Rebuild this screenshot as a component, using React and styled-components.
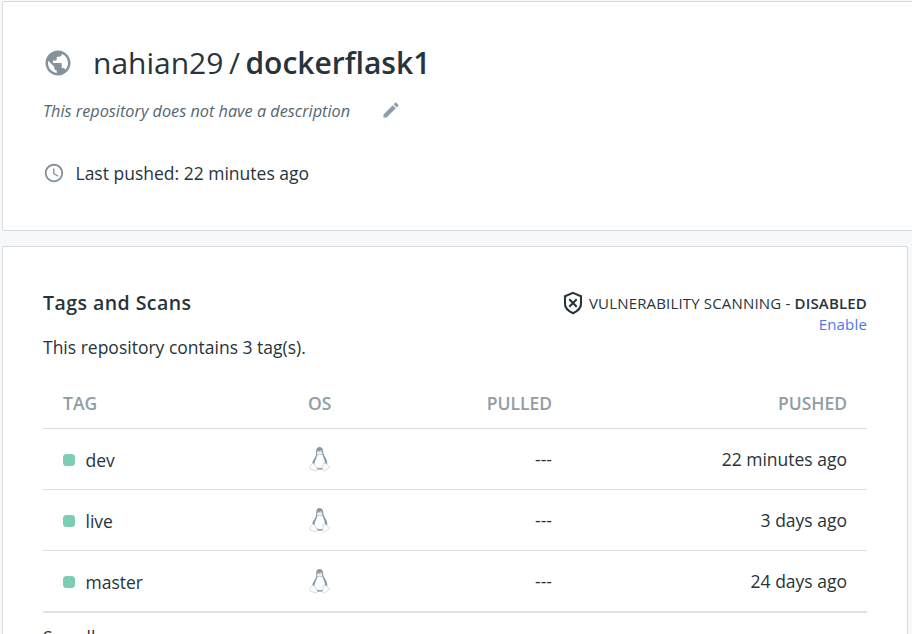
import React from "react";
import styled, { createGlobalStyle } from "styled-components";

const GlobalStyle = createGlobalStyle`
  * { box-sizing: border-box; }
  body {
    margin: 0;
    background: #f7f8fa;
    color: #27343b;
    font-family: "Open Sans", sans-serif;
    font-size: 17.5px;
    font-weight: 400;
    line-height: 24px;
    overflow: hidden;
  }
`;

const Page = styled.main`
  width: 912px;
  height: 634px;
  padding: 1px 0 0 2px;
  overflow: hidden;
`;

const Card = styled.section`
  background: #fff;
  border: 1px solid #d6d9dd;
  border-radius: 2px;
  padding: 0 40px;
`;

const SummaryCard = styled(Card)`
  height: 230px;
  width: 930px;
`;

const TagsCard = styled(Card)`
  width: 906px;
  height: 420px;
  margin-top: 15px;
`;

const TitleRow = styled.div`
  display: flex;
  align-items: center;
  height: 44px;
  margin-top: 39px;
`;

const GlobeIcon = styled.svg`
  width: 30px;
  height: 30px;
  fill: #84929c;
  margin-right: 20px;
`;

const Title = styled.h1`
  margin: 0;
  font-size: 30px;
  font-weight: 400;
  line-height: 44px;
  padding-bottom: 1px;
  white-space: pre;
`;

const RepoName = styled.span`
  font-weight: 600;
  margin-left: 5.5px;
`;

const Slash = styled.span`
  margin-left: 5.5px;
`;

const DescriptionRow = styled.div`
  display: flex;
  align-items: center;
  height: 24px;
  margin-top: 14px;
`;

const Description = styled.span`
  color: #556671;
  font-size: 16.25px;
  font-style: italic;
  white-space: nowrap;
  width: 338px;
`;

const PencilIcon = styled.svg`
  width: 20px;
  height: 20px;
  margin-bottom: 2px;
  fill: #919ca8;
`;

const PushedRow = styled.div`
  display: flex;
  align-items: center;
  height: 24px;
  margin-top: 38px;
`;

const ClockIcon = styled.svg`
  width: 22px;
  height: 22px;
  fill: #84929c;
  margin-right: 10.5px;
`;

const TagsHeader = styled.header`
  display: flex;
  justify-content: space-between;
  margin-top: 43px;
  height: 45px;
`;

const Heading = styled.h2`
  margin: 0;
  font-size: 19.5px;
  font-weight: 600;
  letter-spacing: 0.45px;
  line-height: 26px;
`;

const Scanning = styled.div`
  text-align: right;
  font-size: 15px;
  letter-spacing: 0.17px;
  line-height: 21px;
`;

const ScanStatus = styled.div`
  display: flex;
  align-items: center;
  height: 27px;
  white-space: pre;
`;

const ShieldIcon = styled.svg`
  width: 20px;
  height: 24px;
  margin: 0 6px 2px 0;
  fill: none;
  stroke: #27343b;
  stroke-width: 2.1;
`;

const Strong = styled.strong`
  font-weight: 600;
`;

const EnableLink = styled.a`
  display: block;
  margin-top: -3px;
  color: #4a76ee;
`;

const Table = styled.table`
  width: 824px;
  margin-top: 20px;
  border-collapse: separate;
  border-spacing: 0;
  table-layout: fixed;
`;

const HeadCell = styled.th`
  height: 50px;
  padding: 0 20px 1px;
  border-bottom: 1px solid #dfe0e1;
  color: #919da5;
  font-weight: 600;
  font-size: 17.5px;
  text-align: ${({ $align }) => $align || "left"};
  width: ${({ $width }) => $width};
`;

const Cell = styled.td`
  height: ${({ $last }) => ($last ? "62px" : "61px")};
  padding: 0 20px;
  border-bottom: ${({ $last }) => ($last ? 2 : 1)}px solid #dfe0e1;
  text-align: ${({ $align }) => $align || "left"};
  vertical-align: middle;
`;

const TagName = styled.div`
  display: flex;
  align-items: center;
  padding-top: 1px;
`;

const StatusDot = styled.span`
  width: 12px;
  height: 12px;
  border-radius: 3.5px;
  background: #7bceb4;
  margin: 1px 10.5px 0 0;
`;

const PenguinIcon = styled.svg`
  display: block;
  width: 22px;
  height: 28px;
  margin-left: 1px;
`;

const SeeAll = styled.div`
  margin-top: 12px;
`;

const Penguin = () => (
  <PenguinIcon viewBox="0 0 22 28">
    <path d="M7.2 8.2C7 4.2 7.8 2 10.5 1.9c2.7 0 3.8 2.2 3.8 5.6 0 3 4.3 6.2 4 11.6l-3 5.4-8.9 0.3-3.1-6.2c0-4 4.2-6.5 3.9-10.4z" fill="#8798a4" />
    <path d="M8.4 9.2c1.4 1.2 3.5 1 5 0 .6 3.2 2.9 5.3 2.5 9.8-.3 2.8-2.1 4.2-5 4.2-3.2 0-4.9-1.6-5.2-3.9-.4-3.8 2.3-5.9 2.7-10.1z" fill="#fff" />
    <path d="M8 7.3l2.5-1 3 1-.5 1.5-2.3 1.2L8 8.7z" fill="#edf0f2" />
    <circle cx="9.1" cy="6.1" r=".7" fill="#e5eaed" />
    <circle cx="12" cy="6.1" r=".9" fill="#e5eaed" />
    <path d="M3.9 18.1c1.5.2 2.5 3.2 4.2 4.9 1 1.7-.2 3.1-2 2.7L1 24c-.8-.6.2-2.2.1-3.3 0-1 1.7-.6 2.8-2.6zM14.2 18.6l3.5.1c.5 2.1 1.9 1.9 2.8 3.2-.1 1.1-2.3 1.7-4.1 3.5-1.7 1.2-3.1.2-2.9-1.6z" fill="#fcfdfd" stroke="#ccd3d8" strokeWidth=".8" />
  </PenguinIcon>
);

const tags = [
  { name: "dev", pushed: "22 minutes ago" },
  { name: "live", pushed: "3 days ago" },
  { name: "master", pushed: "24 days ago" },
];

export default function App() {
  return (
    <>
      <GlobalStyle />
      <Page>
        <SummaryCard>
          <TitleRow>
            <GlobeIcon viewBox="0 0 24 24">
              <path d="M12 2C6.48 2 2 6.48 2 12s4.48 10 10 10 10-4.48 10-10S17.52 2 12 2zm-1 17.93c-3.95-.49-7-3.85-7-7.93 0-.62.08-1.21.21-1.79L9 15v1c0 1.1.9 2 2 2v1.93zm6.9-2.54c-.26-.81-1-1.39-1.9-1.39h-1v-3c0-.55-.45-1-1-1H8v-2h2c.55 0 1-.45 1-1V7h2c1.1 0 2-.9 2-2v-.41c2.93 1.19 5 4.06 5 7.41 0 2.08-.8 3.97-2.1 5.39z" />
            </GlobeIcon>
            <Title>
              nahian29<Slash>/</Slash>
              <RepoName>dockerflask1</RepoName>
            </Title>
          </TitleRow>
          <DescriptionRow>
            <Description>This repository does not have a description</Description>
            <PencilIcon viewBox="0 0 24 24">
              <path d="M3 17.25V21h3.75L17.81 9.94l-3.75-3.75L3 17.25zM20.71 7.04c.39-.39.39-1.02 0-1.41l-2.34-2.34c-.39-.39-1.02-.39-1.41 0l-1.83 1.83 3.75 3.75 1.83-1.83z" />
            </PencilIcon>
          </DescriptionRow>
          <PushedRow>
            <ClockIcon viewBox="0 0 24 24">
              <path d="M11.99 2C6.47 2 2 6.48 2 12s4.47 10 9.99 10C17.52 22 22 17.52 22 12S17.52 2 11.99 2zM12 20c-4.42 0-8-3.58-8-8s3.58-8 8-8 8 3.58 8 8-3.58 8-8 8zm.5-13H11v6l5.25 3.15.75-1.23-4.5-2.67z" />
            </ClockIcon>
            Last pushed: 22 minutes ago
          </PushedRow>
        </SummaryCard>
        <TagsCard>
          <TagsHeader>
            <Heading>Tags and Scans</Heading>
            <Scanning>
              <ScanStatus>
                <ShieldIcon viewBox="0 0 20 24">
                  <path d="M10 1.9l8 3.3v7.8c0 3.8-3.2 7-8 9.2-4.8-2.2-8-5.4-8-9.2V5.2z" />
                  <path d="M6.3 8.3l7.4 7.4M13.7 8.3l-7.4 7.4" />
                </ShieldIcon>
                {"VULNERABILITY SCANNING - "}
                <Strong>DISABLED</Strong>
              </ScanStatus>
              <EnableLink>Enable</EnableLink>
            </Scanning>
          </TagsHeader>
          <div>This repository contains 3 tag(s).</div>
          <Table>
            <thead>
              <tr>
                <HeadCell $width="245px">TAG</HeadCell>
                <HeadCell $width="118px">OS</HeadCell>
                <HeadCell $width="166px" $align="right">PULLED</HeadCell>
                <HeadCell $align="right">PUSHED</HeadCell>
              </tr>
            </thead>
            <tbody>
              {tags.map((tag, index) => {
                const last = index === tags.length - 1;
                return (
                  <tr key={tag.name}>
                    <Cell $last={last}><TagName><StatusDot />{tag.name}</TagName></Cell>
                    <Cell $last={last}><Penguin /></Cell>
                    <Cell $last={last} $align="right">---</Cell>
                    <Cell $last={last} $align="right">{tag.pushed}</Cell>
                  </tr>
                );
              })}
            </tbody>
          </Table>
          <SeeAll>See all</SeeAll>
        </TagsCard>
      </Page>
    </>
  );
}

================================

TASK PROMPT –
Find each line with the string "components" and copy it out.

WORKED ANSWER –
Rebuild this screenshot as a component, using React and styled-components.
import styled, { createGlobalStyle } from "styled-components";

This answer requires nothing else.